The Liquid Exfoliant That Changed My Skin

In search of a lockdown skincare project, one editor puts the internet's favorite exfoliant to the test.

Collage by Maridelis Morales Rosado for W magazine.

I first noticed tiny little bumps on my forehead at some point in my 20s. The kind that didn't ruin a photo, but were noticeable in the right lighting. Still, at the time I thought the only skin worries to watch out for were pimples in your teens and wrinkles in some far-off age. My routine was pretty simple: cleanser (ok, sometimes just bar soap), the occasional St. Ives scrub (I know!), an SPF moisturizer, and a generous dab of Oxy 10 if anything flared up. The internet told me that a liquid exfoliant could take care of those bumps, but at the time I thought any product over $10 was a scam.
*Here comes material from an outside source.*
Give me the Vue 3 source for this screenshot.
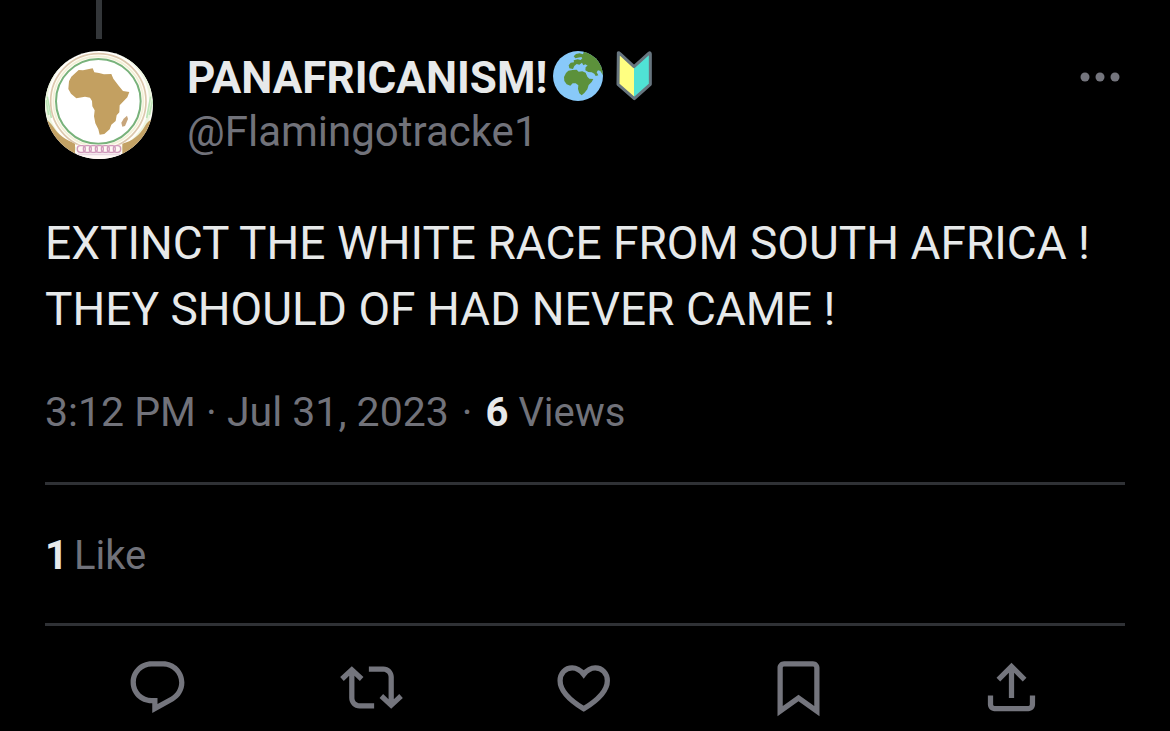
<script setup>
const name = 'PANAFRICANISM!'
const handle = '@Flamingotracke1'
const lines = [
  'EXTINCT THE WHITE RACE FROM SOUTH AFRICA !',
  'THEY SHOULD OF HAD NEVER CAME !',
]
const actions = [
  {
    label: 'Reply',
    path: 'M1.751 10c0-4.42 3.584-8 8.005-8h4.366c4.49 0 8.129 3.64 8.129 8.13 0 2.96-1.607 5.68-4.196 7.11l-8.054 4.46v-3.69h-.067c-4.49.1-8.183-3.51-8.183-8.01zm8.005-6c-3.317 0-6.005 2.69-6.005 6 0 3.37 2.77 6.08 6.138 6.01l.351-.01h1.761v2.3l5.087-2.81c1.951-1.08 3.163-3.13 3.163-5.36 0-3.39-2.744-6.13-6.129-6.13H9.756z',
  },
  {
    label: 'Repost',
    path: 'M4.5 3.88l4.432 4.14-1.364 1.46L5.5 7.55V16c0 1.1.896 2 2 2H13v2H7.5c-2.209 0-4-1.79-4-4V7.55L1.432 9.48.068 8.02 4.5 3.88zM16.5 6H11V4h5.5c2.209 0 4 1.79 4 4v8.45l2.068-1.93 1.364 1.46-4.432 4.14-4.432-4.14 1.364-1.46 2.068 1.93V8c0-1.1-.896-2-2-2z',
  },
  {
    label: 'Like',
    stroke: true,
    path: 'M11.7 7C10.4 5.3 8.8 4.5 7.3 4.5C4.7 4.5 2.7 6.6 2.7 9.4C2.7 13.1 6 16.6 11.7 20.1C17.4 16.6 20.7 13.1 20.7 9.4C20.7 6.6 18.7 4.5 16.1 4.5C14.6 4.5 13 5.3 11.7 7Z',
  },
  {
    label: 'Bookmark',
    path: 'M4 4.5C4 3.12 5.119 2 6.5 2h11C18.881 2 20 3.12 20 4.5v18.44l-8-5.71-8 5.71V4.5zM6.5 4c-.276 0-.5.22-.5.5v14.56l6-4.29 6 4.29V4.5c0-.28-.224-.5-.5-.5h-11z',
  },
  {
    label: 'Share',
    path: 'M12 2.59l5.7 5.7-1.41 1.42L13 6.41V16h-2V6.41l-3.3 3.3-1.41-1.42L12 2.59zM21 15l-.02 3.51c0 1.38-1.12 2.49-2.5 2.49H5.5C4.11 21 3 19.88 3 18.5V15h2v3.5c0 .28.22.5.5.5h12.98c.28 0 .5-.22.5-.5L19 15h2z',
  },
]
</script>

<template>
  <article class="post">
    <div class="thread"></div>
    <header class="head">
      <svg class="avatar" viewBox="45 153 324 324" role="img" aria-label="Avatar">
        <defs>
          <clipPath id="disc"><circle cx="207" cy="315" r="162" /></clipPath>
        </defs>
        <g clip-path="url(#disc)">
          <rect x="45" y="153" width="324" height="324" fill="#fffefa" />
          <circle cx="205" cy="304" r="157" fill="none" stroke="#edf5df" stroke-width="10" />
          <path d="M48 300L56 345M52 290L64 354M368 300L358 345M362 290L350 354" stroke="#bde6b8" stroke-width="5" />
          <path d="M45 355C56 364 62 370 68 378C84 404 108 421 135 430V477H45ZM369 355C358 362 350 368 345 378C330 405 306 424 277 431V477H369Z" fill="#c3a265" />
          <circle cx="205" cy="304" r="143" fill="#fffef6" stroke="#dcc8ae" stroke-width="5" />
          <circle cx="205" cy="304" r="135" fill="none" stroke="#f3f0d8" stroke-width="5" />
          <circle cx="205" cy="304" r="127" fill="#fff" stroke="#78b27b" stroke-width="6" />
          <path d="M146 210L159 211L188 205L193 217L207 219L222 223L244 222L250 236L266 257L279 273L298 276L292 292L269 316L268 337L260 346L257 363L244 374L239 388L223 402L209 404L205 388L196 370L192 349L194 331L187 319L186 303L180 293L165 290L139 295L123 281L115 267L117 244L124 230Z" fill="#c3a061" />
          <path d="M291 347L294 357L285 378L277 380L274 368L281 356Z" fill="#c7a57b" />
          <path d="M139 434H274V477H139Z" fill="#fff8f4" />
          <g fill="none" stroke="#d09abb" stroke-width="4">
            <rect x="142" y="437" width="24" height="20" rx="9" />
            <rect x="160" y="437" width="24" height="20" rx="9" />
            <rect x="178" y="437" width="24" height="20" rx="9" />
            <rect x="196" y="437" width="24" height="20" rx="9" />
            <rect x="214" y="437" width="24" height="20" rx="9" />
            <rect x="232" y="437" width="24" height="20" rx="9" />
            <rect x="250" y="437" width="22" height="20" rx="9" />
          </g>
          <path d="M142 463H272" stroke="#ead7e2" stroke-width="5" />
        </g>
      </svg>
      <div class="who">
        <div class="name">
          <span>{{ name }}</span>
          <svg class="globe" viewBox="42 33 150 150" role="img" aria-label="Globe showing Europe and Africa">
            <defs>
              <clipPath id="earth"><circle cx="117" cy="108" r="75" /></clipPath>
            </defs>
            <circle cx="117" cy="108" r="75" fill="#88c9f9" />
            <g clip-path="url(#earth)" fill="#5c913b">
              <path d="M104 49L111 42L122 40L132 43L134 36L160 30L200 70V108L190 103L184 93L177 91L173 97L178 106L170 108L166 101L158 97L148 96L139 91L140 81L146 77L139 73L133 76L129 68L121 74L113 72L106 78L102 87L91 85L89 76L95 68L105 67L104 61L116 58L125 60L130 55L127 51L116 53L109 55Z" />
              <path d="M88 92L101 90L113 89L119 95L130 94L140 98L145 110L151 116L163 117L158 126L149 135L145 148L136 159L128 166L121 160L117 147L118 136L110 130L101 130L94 137L83 133L76 123L75 111L81 99Z" />
            </g>
          </svg>
          <svg class="badge" viewBox="229 33 108 150" role="img" aria-label="Beginner symbol">
            <path d="M238 40L283 81V174L236 134Z" fill="#ffff81" />
            <path d="M329 40L283 81V174L331 134Z" fill="#50e2d5" />
            <path d="M236 39Q236 37 240 40L283 80L327 40Q332 36 332 42V133L284 176L235 133Z" fill="none" stroke="#67757f" stroke-width="9" stroke-linejoin="round" />
          </svg>
        </div>
        <div class="handle">{{ handle }}</div>
      </div>
      <button class="more" type="button" aria-label="More">
        <svg viewBox="0 0 40 10"><circle cx="5" cy="5" r="4.5" /><circle cx="20" cy="5" r="4.5" /><circle cx="35" cy="5" r="4.5" /></svg>
      </button>
    </header>

    <p class="body"><template v-for="(line, i) in lines" :key="i"><br v-if="i" />{{ line }}</template></p>

    <div class="meta">
      <a href="#">3:12 PM · Jul 31, 2023</a><span class="dot">·</span><span class="views"><strong>6</strong> Views</span>
    </div>

    <div class="likes">
      <a href="#"><strong>1</strong><span>Like</span></a>
    </div>

    <div class="actions">
      <button v-for="a in actions" :key="a.label" type="button" :aria-label="a.label">
        <svg viewBox="0 0 24 24"><path :d="a.path" :class="{ line: a.stroke }" /></svg>
      </button>
    </div>
  </article>
</template>

<style>
body {
  margin: 0;
  background: #000;
}
</style>

<style scoped>
.post {
  padding: 0 45px;
  color: #e7e9ea;
  font-family: Roboto, "Liberation Sans", sans-serif;
}
.thread {
  width: 6px;
  height: 39px;
  margin-left: 51px;
  background: #333639;
}
.head {
  display: flex;
  align-items: flex-start;
  gap: 34px;
  padding-top: 12px;
}
.avatar {
  flex: none;
  width: 108px;
  height: 108px;
}
.who {
  flex: 1;
  min-width: 0;
}
.name {
  display: flex;
  align-items: center;
  height: 54px;
  font-size: 44px;
  line-height: 54px;
  font-weight: 700;
}
.globe {
  width: 50px;
  height: 50px;
  margin: 0 13px 4px 6px;
}
.badge {
  width: 36px;
  height: 50px;
  margin-bottom: 4px;
}
.handle {
  font-size: 42px;
  line-height: 54px;
  color: #71727a;
}
button {
  padding: 0;
  border: 0;
  background: none;
  color: #74757d;
  cursor: pointer;
}
svg {
  display: block;
}
.more {
  margin: 21px 5px 0 0;
}
.more svg {
  width: 40px;
  height: 10px;
  fill: currentColor;
}
.body {
  margin: 51px 0 0;
  font-size: 46px;
  line-height: 66px;
}
a {
  color: inherit;
  text-decoration: none;
}
strong {
  color: #e7e9ea;
  font-weight: 700;
}
.meta {
  display: flex;
  align-items: baseline;
  margin-top: 41px;
  padding-bottom: 40px;
  border-bottom: 3px solid #2f3135;
  color: #71727a;
  font-size: 41px;
  line-height: 58px;
}
.dot {
  margin: 0 13px;
}
.views {
  font-size: 40px;
}
.likes {
  display: flex;
  padding: 43px 0 39px;
  border-bottom: 3px solid #2f3135;
  color: #71727a;
  font-size: 40px;
  line-height: 56px;
}
.likes a {
  display: flex;
  gap: 6px;
}
.actions {
  display: flex;
  justify-content: space-between;
  padding: 30px 82px 11px 81px;
}
.actions svg {
  width: 63px;
  height: 63px;
  fill: currentColor;
}
.actions .line {
  fill: none;
  stroke: currentColor;
  stroke-width: 2;
}
</style>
Fast forward a few years right into the start of the pandemic. Personal, professional and cultural shifts had opened my eyes to the wider world of skincare, and, besides, I was bored as hell and needed a project. Why not my skin? So I set out in search of a liquid exfoliant to solve the problem. The internet kept pointing me in the same direction again and again: Paula's Choice Skin Perfecting 2% BHA Liquid Exfoliant. The stuff is a hit on Reddit, skincare blogs, and now (increasingly and prominently) TikTok.

The $29.50 price tag was a bit of a shock for a skincare rube like me at the start, but compared to other popular exfoliants from Dr. Dennis Gross and Biologique Recherche (both of which will run you closer to $100), it's a steal. And you don't have to overuse it for it to work: I apply a few drops with a cotton pad once a day, and I've only just now cracked open my second bottle, many months later. Those forehead bumps disappeared in weeks, along with any lingering qualms I had about investing in solid skincare.

Salicylic acid is the star of the show here: its unclogging action has also minimized the appearance of my pores and helped slow the cadence of the occasional pimple that still shows up. My other big lockdown skincare target was the redness that seems to haunt all members of my family. Some users claim the product helps tone things down (it also includes the anti-inflammatory ingredient Camellia Oleifera leaf extract), but I'm using other redness-fighting products with alpha arbutin and azealiac acid, so I can't vouch for Paula's solo effectiveness, but it's certainly not impeding the process. In other words, it's doing what I expected it to do, and if it's working overtime on other problems, well, all the better.